7. Implications, Limitations, and Impact Across Domains

GRAM enables:

• Joint, scalable multimodal alignment for retrieval, classification, and generation tasks, outperforming pairwise similarity baselines (Cicchetti et al., 16 Dec 2024, Gramaccioni et al., 7 Oct 2025).
• Holistic feature fusion and robust compensation strategies in resource-constrained environments, via low-rank updates and pairwise alignment for missing modalities (Yang et al., 18 Jul 2025).
• Systematic model order reduction assessment and robust, interpretable designs through empirical Gram matrices and alignment meta-measures (Himpe, 2016, Himpe, 2020).
• Rigorous analysis and certification of matching in permutation and graph alignment problems with relaxed sufficiency conditions (Fan et al., 2019, Valdivia et al., 2023).
• Geometric measurement and operational limitations in quantum protocol implementation and entanglement quantification (Marwah et al., 2018, Gielerak et al., 2019).

Limitations include computational scaling (Gram matrix determinants in large $k$), sensitivity to poor normalization or data imbalance, and in physical applications, realizability constraints (not every Gram configuration is physically achievable).

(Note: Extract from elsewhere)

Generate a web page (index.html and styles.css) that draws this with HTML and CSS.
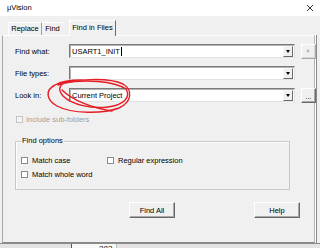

8. Summary Table: GRAM Contexts and Computations

Domain	GRAM Construction	Key Invariant/Metric
Multimodal Learning	Gram matrix of embeddings, $A^\top A$	$\sqrt{\det(A^\top A)}$ (volume)
IoT Sensor Fusion	Pairwise Gram matrix, determinant	$\det(G)$ minimized for collinearity
Model Order Reduction	Empirical Gramian, energy projection	Subspace energy, projection error
Graph Matching	Spectral eigen-alignments, similarity	Matrix diagonal dominance, sufficiency
Quantum Information	Gram matrix of coherent states	Entrywise log, positive semidefiniteness
Entanglement Measures	Gram matrices from subsystem frames	determinant (volume), invariance
Estimation Loss	Inverse moments, Mellin transform	Trace/inverse moment functions

GRAM thus serves as a unifying construct connecting geometric, spectral, and probabilistic concepts across technical areas, supporting not only theoretical analysis but enabling high-performance, interpretable, and robust model design.